Task brief: Leave out the pictures, and write out exactly the lines from the beginning of the material to the line holding "FaInfoCircle, FaPlus, FaTimes", that line included, and nothing else.

Recorded data:
◇ ◇ ◇ ◇

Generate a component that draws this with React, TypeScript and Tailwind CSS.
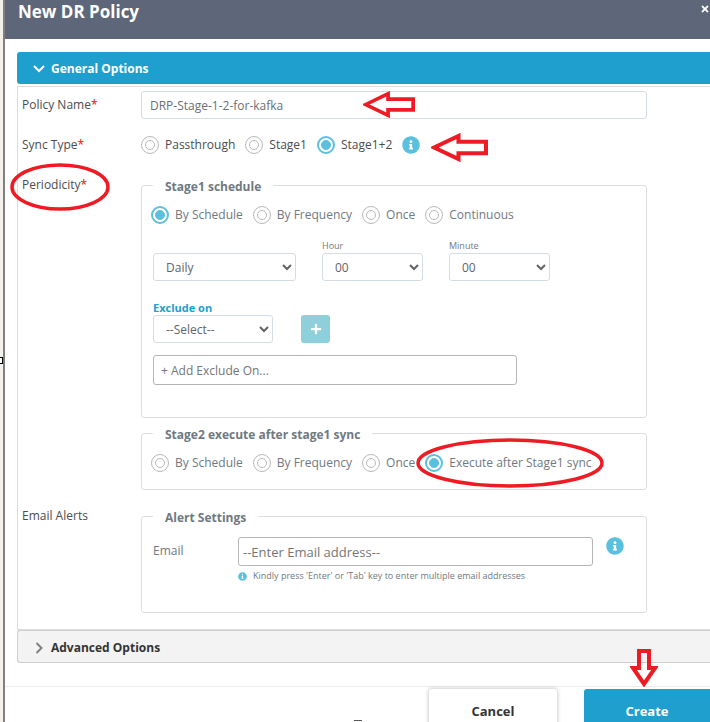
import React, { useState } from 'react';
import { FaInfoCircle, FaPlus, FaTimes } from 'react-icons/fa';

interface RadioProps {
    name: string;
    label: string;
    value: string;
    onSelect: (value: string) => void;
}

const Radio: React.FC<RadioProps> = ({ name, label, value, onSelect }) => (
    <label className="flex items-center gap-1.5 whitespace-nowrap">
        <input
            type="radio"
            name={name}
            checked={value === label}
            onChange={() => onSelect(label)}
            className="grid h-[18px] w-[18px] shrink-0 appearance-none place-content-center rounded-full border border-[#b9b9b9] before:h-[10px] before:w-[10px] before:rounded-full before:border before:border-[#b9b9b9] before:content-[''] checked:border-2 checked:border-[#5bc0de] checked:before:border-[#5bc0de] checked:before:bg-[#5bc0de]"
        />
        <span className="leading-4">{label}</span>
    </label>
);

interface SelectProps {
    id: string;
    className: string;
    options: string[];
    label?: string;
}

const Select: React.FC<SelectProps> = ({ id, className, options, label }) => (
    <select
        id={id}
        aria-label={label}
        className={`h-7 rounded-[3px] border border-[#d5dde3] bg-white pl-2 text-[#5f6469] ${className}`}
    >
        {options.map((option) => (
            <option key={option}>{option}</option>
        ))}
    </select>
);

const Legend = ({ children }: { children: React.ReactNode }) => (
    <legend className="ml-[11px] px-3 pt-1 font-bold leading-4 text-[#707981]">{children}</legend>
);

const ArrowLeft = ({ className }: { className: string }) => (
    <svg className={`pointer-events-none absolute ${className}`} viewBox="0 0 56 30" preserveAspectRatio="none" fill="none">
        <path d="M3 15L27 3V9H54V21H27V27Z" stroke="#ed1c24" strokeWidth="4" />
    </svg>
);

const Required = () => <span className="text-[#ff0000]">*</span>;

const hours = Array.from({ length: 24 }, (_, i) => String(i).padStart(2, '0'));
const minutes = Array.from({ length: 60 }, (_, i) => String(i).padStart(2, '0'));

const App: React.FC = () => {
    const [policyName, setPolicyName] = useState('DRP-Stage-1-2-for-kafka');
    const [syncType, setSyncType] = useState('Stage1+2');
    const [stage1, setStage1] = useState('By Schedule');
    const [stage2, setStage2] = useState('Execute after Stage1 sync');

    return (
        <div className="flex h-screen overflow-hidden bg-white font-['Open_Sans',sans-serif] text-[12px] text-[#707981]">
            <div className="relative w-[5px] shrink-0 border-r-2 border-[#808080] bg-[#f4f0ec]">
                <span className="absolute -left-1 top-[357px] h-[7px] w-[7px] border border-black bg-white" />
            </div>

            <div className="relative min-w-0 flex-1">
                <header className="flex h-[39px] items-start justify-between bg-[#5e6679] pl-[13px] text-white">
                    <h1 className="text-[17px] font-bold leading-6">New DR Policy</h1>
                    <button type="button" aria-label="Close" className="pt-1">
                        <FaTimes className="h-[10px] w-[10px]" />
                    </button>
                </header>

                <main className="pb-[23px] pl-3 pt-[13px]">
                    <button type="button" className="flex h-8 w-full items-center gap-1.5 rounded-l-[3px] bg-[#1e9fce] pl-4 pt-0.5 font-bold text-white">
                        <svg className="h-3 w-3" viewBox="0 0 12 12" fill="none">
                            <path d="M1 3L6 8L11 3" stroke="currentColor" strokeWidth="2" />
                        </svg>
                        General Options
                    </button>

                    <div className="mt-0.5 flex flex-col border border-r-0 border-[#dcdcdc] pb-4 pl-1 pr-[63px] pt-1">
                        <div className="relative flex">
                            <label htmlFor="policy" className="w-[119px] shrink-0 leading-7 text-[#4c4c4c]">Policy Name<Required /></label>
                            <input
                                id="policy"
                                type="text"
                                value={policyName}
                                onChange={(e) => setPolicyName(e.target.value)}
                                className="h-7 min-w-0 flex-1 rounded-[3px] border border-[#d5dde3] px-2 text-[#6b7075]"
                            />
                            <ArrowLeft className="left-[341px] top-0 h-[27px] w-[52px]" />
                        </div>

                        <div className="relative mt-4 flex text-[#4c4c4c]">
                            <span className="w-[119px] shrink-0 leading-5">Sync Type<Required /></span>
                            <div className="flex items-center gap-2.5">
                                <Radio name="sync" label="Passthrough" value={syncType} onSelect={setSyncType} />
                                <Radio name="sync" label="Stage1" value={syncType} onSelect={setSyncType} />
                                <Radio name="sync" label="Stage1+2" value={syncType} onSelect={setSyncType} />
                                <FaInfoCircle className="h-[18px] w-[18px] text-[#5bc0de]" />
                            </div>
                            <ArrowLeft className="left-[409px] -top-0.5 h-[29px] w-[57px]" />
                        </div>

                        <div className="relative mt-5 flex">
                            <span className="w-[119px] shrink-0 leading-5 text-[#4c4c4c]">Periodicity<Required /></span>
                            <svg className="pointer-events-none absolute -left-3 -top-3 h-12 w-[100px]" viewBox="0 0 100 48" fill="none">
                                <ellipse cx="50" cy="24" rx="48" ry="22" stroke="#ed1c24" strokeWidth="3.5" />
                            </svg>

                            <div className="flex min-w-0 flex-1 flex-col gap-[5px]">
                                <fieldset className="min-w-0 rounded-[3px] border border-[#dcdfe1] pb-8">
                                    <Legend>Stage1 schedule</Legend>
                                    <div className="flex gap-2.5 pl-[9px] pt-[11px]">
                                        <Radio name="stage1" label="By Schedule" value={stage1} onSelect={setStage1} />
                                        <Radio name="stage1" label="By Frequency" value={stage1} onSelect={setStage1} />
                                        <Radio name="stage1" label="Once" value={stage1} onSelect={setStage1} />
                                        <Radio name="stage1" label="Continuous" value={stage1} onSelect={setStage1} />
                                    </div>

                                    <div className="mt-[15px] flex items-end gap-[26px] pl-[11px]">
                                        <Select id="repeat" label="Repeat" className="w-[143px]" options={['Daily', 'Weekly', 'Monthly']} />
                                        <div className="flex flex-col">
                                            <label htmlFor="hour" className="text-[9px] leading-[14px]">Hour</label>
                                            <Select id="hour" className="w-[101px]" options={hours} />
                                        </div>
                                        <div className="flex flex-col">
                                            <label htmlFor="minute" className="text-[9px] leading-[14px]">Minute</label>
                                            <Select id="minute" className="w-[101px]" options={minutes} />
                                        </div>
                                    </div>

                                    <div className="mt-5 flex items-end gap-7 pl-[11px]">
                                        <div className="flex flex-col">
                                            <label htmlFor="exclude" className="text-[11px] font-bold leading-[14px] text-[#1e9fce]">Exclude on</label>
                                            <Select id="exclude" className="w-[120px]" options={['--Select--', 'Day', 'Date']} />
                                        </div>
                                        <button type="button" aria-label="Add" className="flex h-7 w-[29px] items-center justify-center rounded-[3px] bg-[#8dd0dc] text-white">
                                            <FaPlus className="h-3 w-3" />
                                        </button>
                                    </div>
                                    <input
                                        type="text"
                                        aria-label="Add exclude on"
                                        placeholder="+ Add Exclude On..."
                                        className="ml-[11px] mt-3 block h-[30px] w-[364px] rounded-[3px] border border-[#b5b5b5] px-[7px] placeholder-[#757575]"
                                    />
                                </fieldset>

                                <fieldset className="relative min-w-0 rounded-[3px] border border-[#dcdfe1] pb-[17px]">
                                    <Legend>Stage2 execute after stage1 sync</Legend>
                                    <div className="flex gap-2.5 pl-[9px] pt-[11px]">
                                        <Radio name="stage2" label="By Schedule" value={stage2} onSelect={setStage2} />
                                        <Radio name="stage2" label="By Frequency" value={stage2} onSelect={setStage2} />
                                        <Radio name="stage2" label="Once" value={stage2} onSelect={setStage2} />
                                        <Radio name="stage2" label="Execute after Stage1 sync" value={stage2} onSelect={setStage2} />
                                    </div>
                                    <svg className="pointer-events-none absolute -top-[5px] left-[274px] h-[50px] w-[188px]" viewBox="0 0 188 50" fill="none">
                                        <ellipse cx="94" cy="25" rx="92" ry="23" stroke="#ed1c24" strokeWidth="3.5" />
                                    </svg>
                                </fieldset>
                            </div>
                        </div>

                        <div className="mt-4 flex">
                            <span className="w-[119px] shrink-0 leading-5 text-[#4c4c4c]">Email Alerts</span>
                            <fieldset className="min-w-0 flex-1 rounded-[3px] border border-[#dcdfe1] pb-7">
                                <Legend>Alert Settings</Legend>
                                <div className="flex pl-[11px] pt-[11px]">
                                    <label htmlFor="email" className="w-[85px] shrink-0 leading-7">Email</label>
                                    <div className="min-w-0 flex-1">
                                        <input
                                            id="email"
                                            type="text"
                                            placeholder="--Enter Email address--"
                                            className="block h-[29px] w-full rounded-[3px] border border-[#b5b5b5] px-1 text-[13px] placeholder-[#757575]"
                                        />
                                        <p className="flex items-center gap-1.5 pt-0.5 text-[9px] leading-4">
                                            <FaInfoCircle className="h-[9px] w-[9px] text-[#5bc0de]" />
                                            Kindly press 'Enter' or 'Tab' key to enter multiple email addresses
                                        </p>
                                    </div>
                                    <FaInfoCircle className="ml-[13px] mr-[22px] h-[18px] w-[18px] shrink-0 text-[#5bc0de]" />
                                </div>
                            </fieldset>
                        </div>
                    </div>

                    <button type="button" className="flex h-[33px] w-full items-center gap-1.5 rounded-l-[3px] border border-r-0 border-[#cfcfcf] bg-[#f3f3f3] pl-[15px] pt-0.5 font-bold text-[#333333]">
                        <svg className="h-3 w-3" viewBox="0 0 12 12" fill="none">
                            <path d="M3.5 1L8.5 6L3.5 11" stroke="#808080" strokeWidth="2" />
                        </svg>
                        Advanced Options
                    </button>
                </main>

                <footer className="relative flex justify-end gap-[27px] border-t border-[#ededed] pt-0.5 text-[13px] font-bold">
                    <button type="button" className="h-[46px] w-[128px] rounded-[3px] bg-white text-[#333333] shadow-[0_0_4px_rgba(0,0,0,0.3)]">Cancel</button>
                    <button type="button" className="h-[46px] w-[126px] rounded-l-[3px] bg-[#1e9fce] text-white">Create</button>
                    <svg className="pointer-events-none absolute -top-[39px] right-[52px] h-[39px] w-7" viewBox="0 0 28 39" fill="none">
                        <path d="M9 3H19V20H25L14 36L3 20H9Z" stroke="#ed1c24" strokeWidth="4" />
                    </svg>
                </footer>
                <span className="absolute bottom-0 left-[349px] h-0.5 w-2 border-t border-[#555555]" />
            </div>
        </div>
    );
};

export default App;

◇ ◇ ◇ ◇

Result of this exercise:
Generate a component that draws this with React, TypeScript and Tailwind CSS.
import React, { useState } from 'react';
import { FaInfoCircle, FaPlus, FaTimes } from 'react-icons/fa';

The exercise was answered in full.